Generell stand die diesjährige Festivalauflage im Zeichen des Tanzes und des Musicals. Nicht weniger als zwölf Produktionen – die Gastspiele mit eingerechnet – waren diesen Gattungen gewidmet, darunter Pál Frenaks In a Dream (Nationaltheater Temeswar) und Dominique Serrands For Ever (Ungarisches Staatstheater Klausenburg). Jedoch üben sich auch rumänische Theaterregisseure in Musicals. So lieferte Andrei Șerban mit Carousel (Bulandra-Theater Bukarest) eine originelle Vision von Ferenc Molnárs bekanntem Theaterstück Liliom. Das ist umso überraschender, als es in Rumänien diesbezüglich an Traditionen fehlt. Zum vierten Mal bereits stand der Name des in Frankreich lebenden rumänischen Tänzers und Choreografen Gigi Căciuleanu auf dem Festivalprogramm. Drei seiner neuesten Werke begeisterten das Publikum: L'Om DAdA, One Minute of Dance or OOOF!!! (beide Nationaltheater Bukarest) und Vivaldi and Some Seasons (Nationaltheater Târgu-Mureș, Gruppe "Liviu Rebreanu"). Zudem widmeten die Organisatoren dem Künstler eine Fotoausstellung im Foyer des Bukarester Nationaltheaters.

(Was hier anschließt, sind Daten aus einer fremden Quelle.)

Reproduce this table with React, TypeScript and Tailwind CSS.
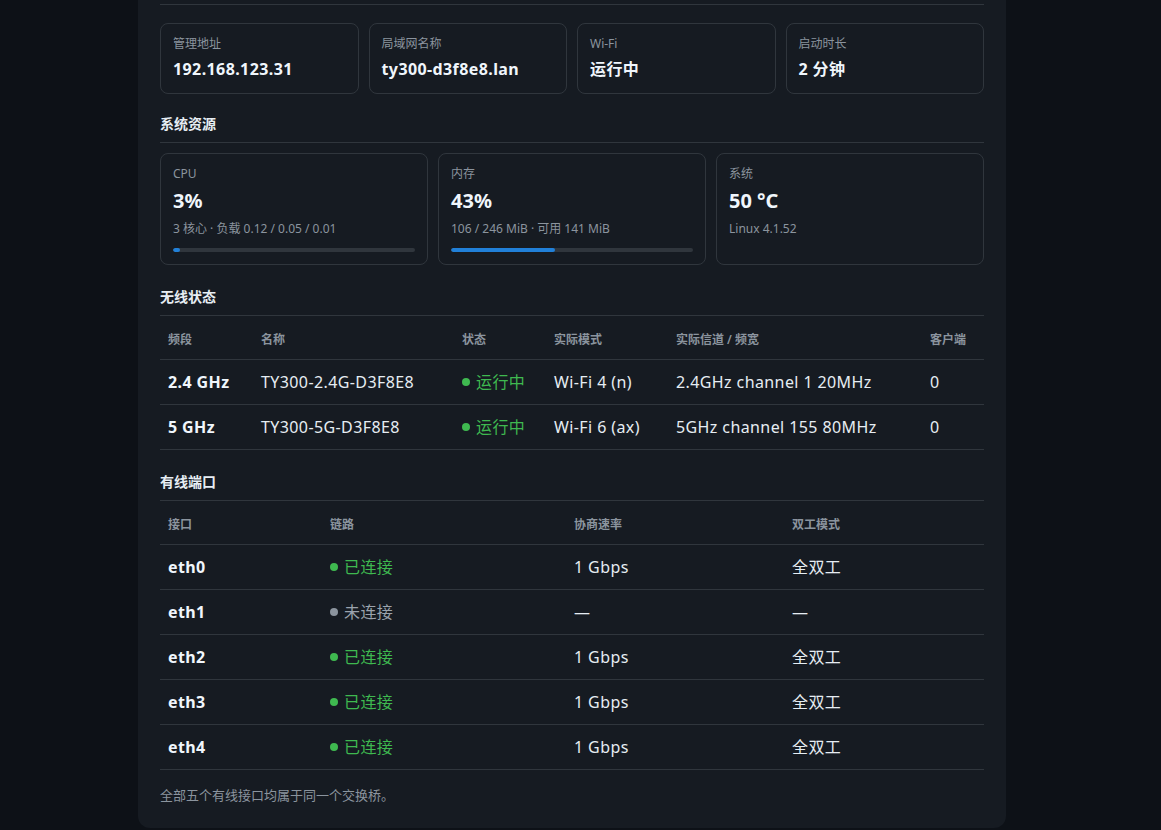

   Zu meinen persönlichen Highlights gehört eindeutig Răzvan Mazilus Mon Cabaret Noir. Seit längerer Zeit setzt sich der rumänische Choreograf und Tänzer mit der Kunstform des Musicals auseinander. "Begonnen habe ich schon 2001, als ich den Blauen Engel im Bukarester Odeon-Theater gab", erinnert sich Mazilu. Für Mon Cabaret Noir begibt er sich zusammen mit vier sehr begabten Darstellerinnen auf die Spuren von Anita Berber – der rebellierenden Avantgardistin der 1920er Jahre, die als Modell für die später wesentlich bekannter gewordenen Akteurinnen Marlene Dietrich und Greta Garbo gilt. "Noir heißt die Performance deshalb, weil sie Schattenseiten von Berbers Persönlichkeit beleuchtet", erklärt Mazilu. Der kleine, intime Raum des "Teatrelli"-Zentrums für Kreation, Kunst und Tradition wird gänzlich in ein Berliner Kabarett verwandelt. Für Mazilu fließen "Tanz, Theater und Musik harmonisch ineinander". Auch vertritt er die Meinung, "dass das Publikum diese Art von intelligenter Unterhaltung braucht". Dem kann ich nach der einmaligen Zeitreise ins kabarettistische Berlin der 20er Jahre nur zustimmen.

Um seinem Namen gerecht zu werden, umfasste das Programm auch Sprechtheater-Inszenierungen. Großformatige Produktionen, Zwei-Personen-Stücke oder Monodramen wurden auf sieben Großbühnen der rumänischen Hauptstadt oder in den intimen etablierten Räumen der unabhängigen Bukarester Szene (wie Unteatru, Godot-Café oder Luni-Theater bei Green Hours) gezeigt. Der 1998 eröffneten Spielstätte des ACT-Theaters galt besondere Aufmerksamkeit. Eine Schau mit Plakaten sowie eine dem Gründer des ACT-Theaters (Marcel Iureș) gewidmete Fotoausstellung würdigten das erste selbstständige Projekttheater in Rumänien, das 2016 seine "Reifeprüfung" bestand. Etliche Buchpräsentationen (nicht weniger als fünfzehn!) bereicherten das Festival. Eine im Nationalen Kunstmuseum eindrucksvoll eingerichtete Installation des Bühnenbildners Dragoș Buhagiar, persönliche Begegnungen mit Regisseuren und Filmvorführungen rundeten das Programmangebot ab.

   Den krönenden Abschluss bildete Der Kirschgarten in der Regie von Lev Dodin. Der Leiter des legendären Sankt Petersburger Maly-Theaters sorgt seit vierzig Jahren für volle Säle in Theaterhäusern und für einen Stil, der weit über Russland hinaus bekannt ist. Mehr als ein Jahrhundert später scheint Tschechows Meisterwerk aktueller denn je zu sein. In Dodins zauberhafter und edler Inszenierung entpuppt sich eine Welt, in der die alten Werte und Strukturen in einem beängstigenden Tempo abgebaut werden. Womöglich ist Der Kirschgarten das Kernstück des von Marina Constantinescu ausgelegten Manifests.